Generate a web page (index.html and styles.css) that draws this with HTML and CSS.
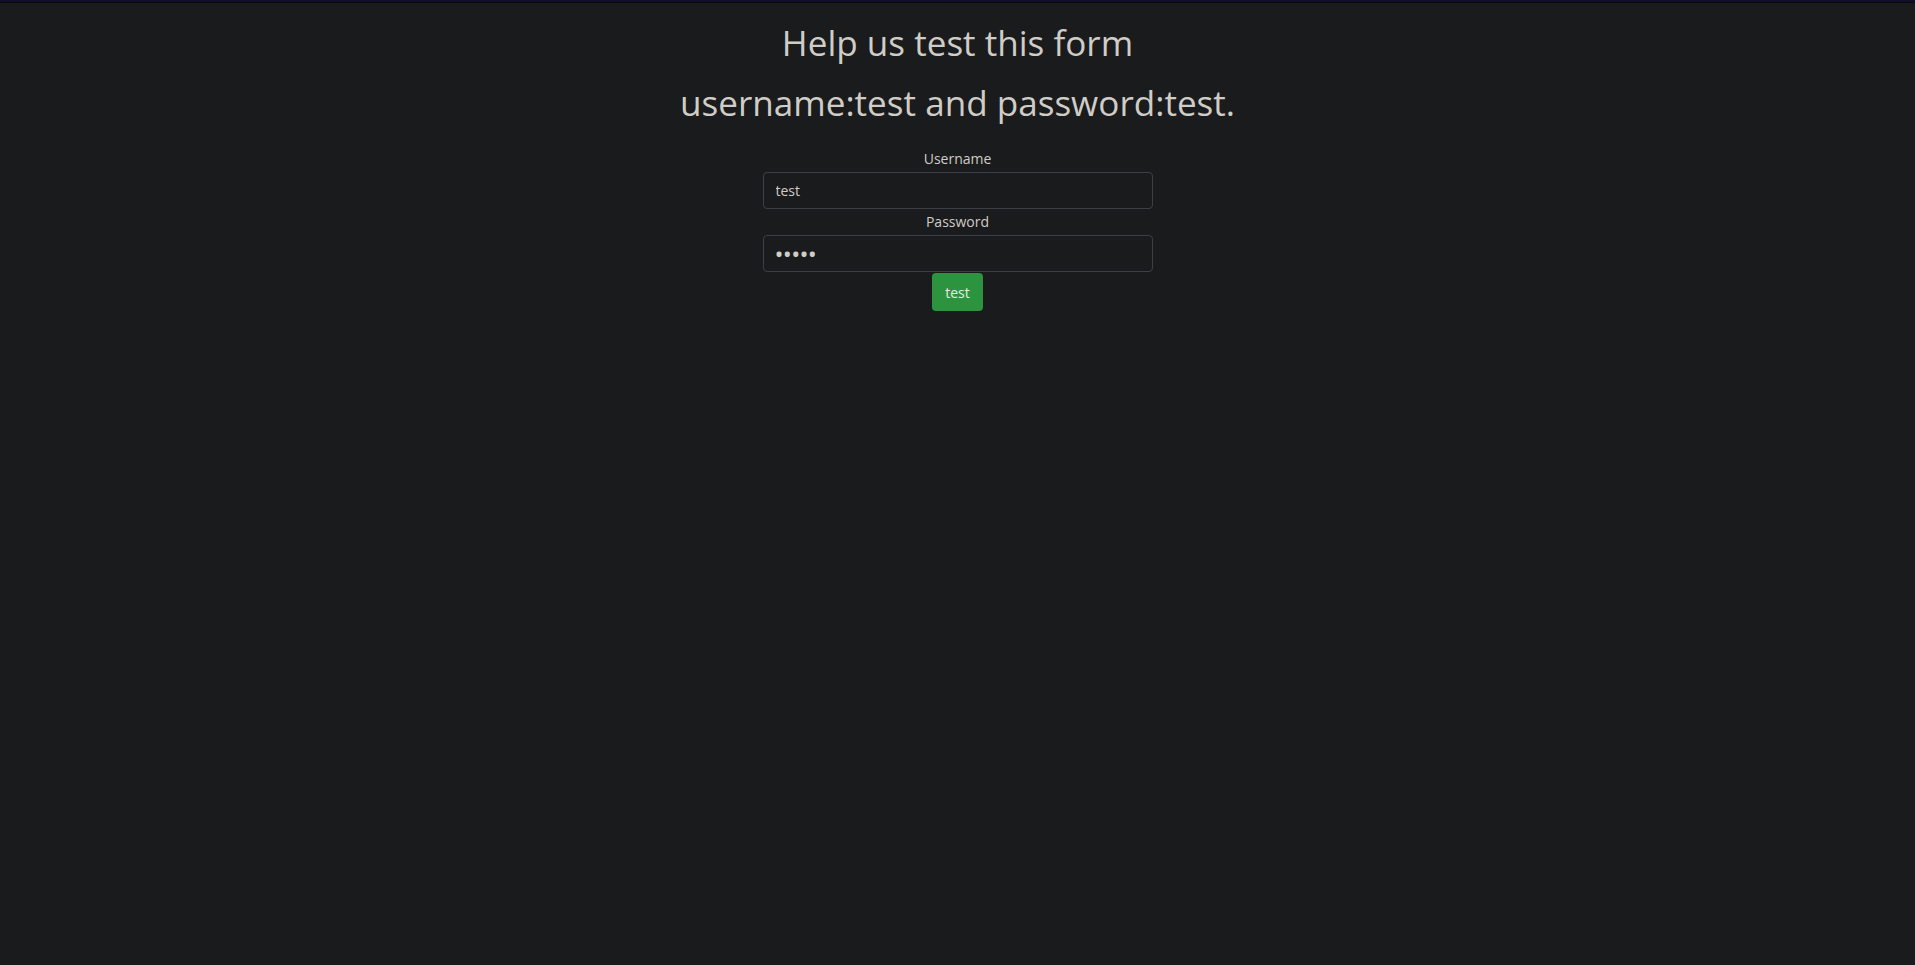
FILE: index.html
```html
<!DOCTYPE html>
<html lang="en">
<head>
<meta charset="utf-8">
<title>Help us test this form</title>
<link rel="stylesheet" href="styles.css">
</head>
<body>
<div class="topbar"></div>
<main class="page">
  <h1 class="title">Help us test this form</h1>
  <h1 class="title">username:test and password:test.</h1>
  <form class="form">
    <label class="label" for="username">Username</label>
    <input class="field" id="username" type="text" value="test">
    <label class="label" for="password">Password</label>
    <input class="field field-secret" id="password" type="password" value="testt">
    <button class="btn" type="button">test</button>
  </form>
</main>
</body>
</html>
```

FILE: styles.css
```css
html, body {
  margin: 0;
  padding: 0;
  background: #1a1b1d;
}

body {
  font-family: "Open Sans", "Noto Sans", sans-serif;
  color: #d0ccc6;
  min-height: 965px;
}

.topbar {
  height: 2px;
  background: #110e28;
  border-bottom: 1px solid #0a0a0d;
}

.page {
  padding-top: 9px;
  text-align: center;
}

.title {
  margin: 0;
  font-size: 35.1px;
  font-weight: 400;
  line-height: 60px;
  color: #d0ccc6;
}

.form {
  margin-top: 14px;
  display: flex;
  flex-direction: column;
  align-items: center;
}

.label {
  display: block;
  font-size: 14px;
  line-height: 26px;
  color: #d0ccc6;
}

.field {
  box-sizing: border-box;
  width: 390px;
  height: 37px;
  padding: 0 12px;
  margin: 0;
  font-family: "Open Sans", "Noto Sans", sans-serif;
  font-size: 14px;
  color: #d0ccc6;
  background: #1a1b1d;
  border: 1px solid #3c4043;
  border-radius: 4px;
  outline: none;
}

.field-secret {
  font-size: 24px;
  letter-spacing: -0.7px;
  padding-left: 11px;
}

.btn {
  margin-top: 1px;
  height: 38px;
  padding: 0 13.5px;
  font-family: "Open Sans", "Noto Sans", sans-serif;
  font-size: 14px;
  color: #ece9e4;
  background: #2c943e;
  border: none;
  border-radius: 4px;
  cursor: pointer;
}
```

※

Please write out all the data again word for word, but not the pictures.

# [Answer in full]
Generate a web page (index.html and styles.css) that draws this with HTML and CSS.
FILE: index.html
```html
<!DOCTYPE html>
<html lang="en">
<head>
<meta charset="utf-8">
<title>Help us test this form</title>
<link rel="stylesheet" href="styles.css">
</head>
<body>
<div class="topbar"></div>
<main class="page">
  <h1 class="title">Help us test this form</h1>
  <h1 class="title">username:test and password:test.</h1>
  <form class="form">
    <label class="label" for="username">Username</label>
    <input class="field" id="username" type="text" value="test">
    <label class="label" for="password">Password</label>
    <input class="field field-secret" id="password" type="password" value="testt">
    <button class="btn" type="button">test</button>
  </form>
</main>
</body>
</html>
```

FILE: styles.css
```css
html, body {
  margin: 0;
  padding: 0;
  background: #1a1b1d;
}

body {
  font-family: "Open Sans", "Noto Sans", sans-serif;
  color: #d0ccc6;
  min-height: 965px;
}

.topbar {
  height: 2px;
  background: #110e28;
  border-bottom: 1px solid #0a0a0d;
}

.page {
  padding-top: 9px;
  text-align: center;
}

.title {
  margin: 0;
  font-size: 35.1px;
  font-weight: 400;
  line-height: 60px;
  color: #d0ccc6;
}

.form {
  margin-top: 14px;
  display: flex;
  flex-direction: column;
  align-items: center;
}

.label {
  display: block;
  font-size: 14px;
  line-height: 26px;
  color: #d0ccc6;
}

.field {
  box-sizing: border-box;
  width: 390px;
  height: 37px;
  padding: 0 12px;
  margin: 0;
  font-family: "Open Sans", "Noto Sans", sans-serif;
  font-size: 14px;
  color: #d0ccc6;
  background: #1a1b1d;
  border: 1px solid #3c4043;
  border-radius: 4px;
  outline: none;
}

.field-secret {
  font-size: 24px;
  letter-spacing: -0.7px;
  padding-left: 11px;
}

.btn {
  margin-top: 1px;
  height: 38px;
  padding: 0 13.5px;
  font-family: "Open Sans", "Noto Sans", sans-serif;
  font-size: 14px;
  color: #ece9e4;
  background: #2c943e;
  border: none;
  border-radius: 4px;
  cursor: pointer;
}
```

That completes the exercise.